セルフ・マネジメント
図の左下に書いてあるのは、人が仕事をするときに自分の行動をどうコントロールするかについてです。
旧日本人は自分の組織の枠組みの内側に収まる範囲の行動なら、ほとんど考えずに反射的に行動できます。その半面、「仲間うちの仕事のやり方をもっと改善しよう」という向上心には欠けています。「現在のやり方を守り続けることが大切だ」と思っているからです。ですから新しい知識をとり入れたり、仕事から学習してもまったく評価されません。下手にものを考えるよりも決められたことを黙々とやる方が波風が立たないわけですから、しだいに物事を考えなくなってしまいます。
さらに、仲間うちの決まり(掟)については、守らなければ仲間に対する裏切りになってしまうので絶対重視しますが、その半面法律をはじめとする社会一般のルールについては、「どうせ建て前なんだろう」と勝手に解釈して守らなくても平気です。だから社会的な決め事を新しくつくっても、なかなか実効性がなくて尻抜け状態になることが多いわけです。旧日本人にとっては、世の中の常識や決まりよりも自分たちの組織の掟の方が優先であり、「組織の中で認められていることなら法律で禁止されていてもやっていいんだ」と考えています。たとえば商法上は、ある営業期間に出た損失はその期中に処理する必要がありますが、それをずるずると引きずって溜まったのが各企業が抱えている不良債権です。

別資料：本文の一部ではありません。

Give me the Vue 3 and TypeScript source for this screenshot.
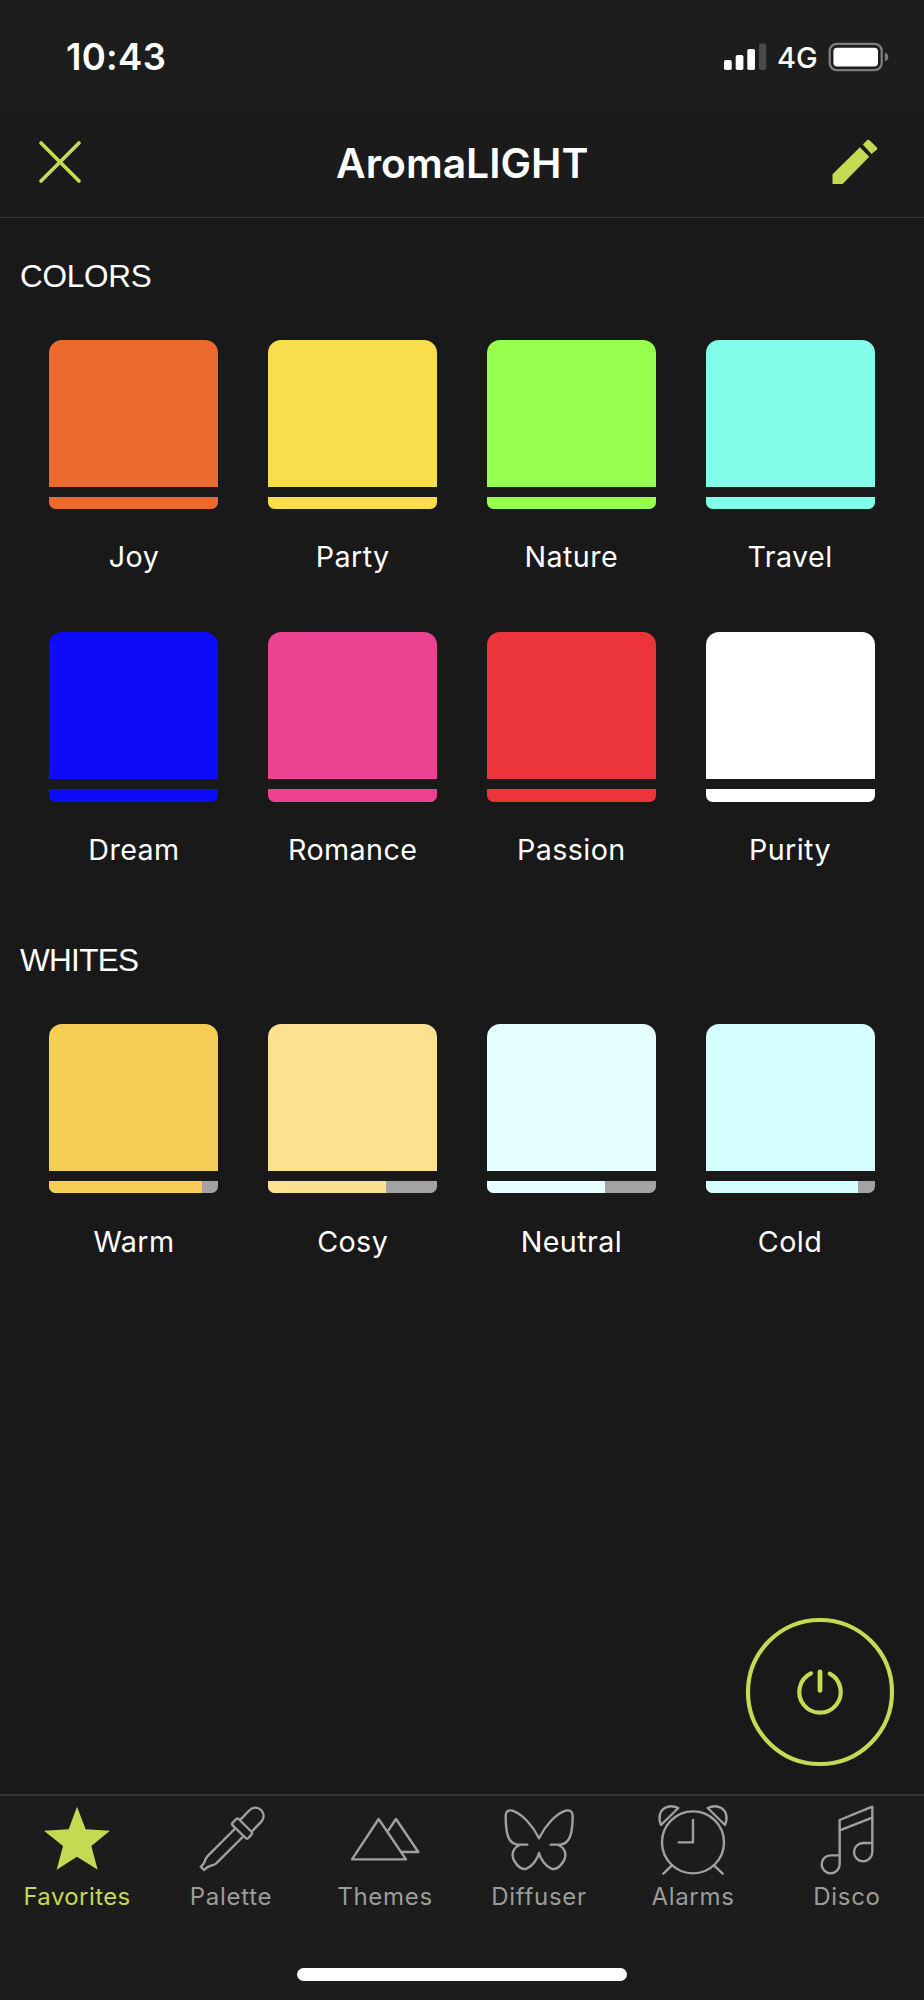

旧日本人の中では組織の価値観が最優先ですから、その組織の価値観がゆるくなってしまうと、個人個人のセルフコントロールが利かない状態に陥るわけです。肝心な組織の決め事自体も自分にとっていちばん都合がいいように解釈し直してしまうのですから、旧日本人の世界ではなんでもありということになってしまうでしょう。それは現在、いろいろなビジネスの現場で見られているダッチロール現象の原因のひとつなのです。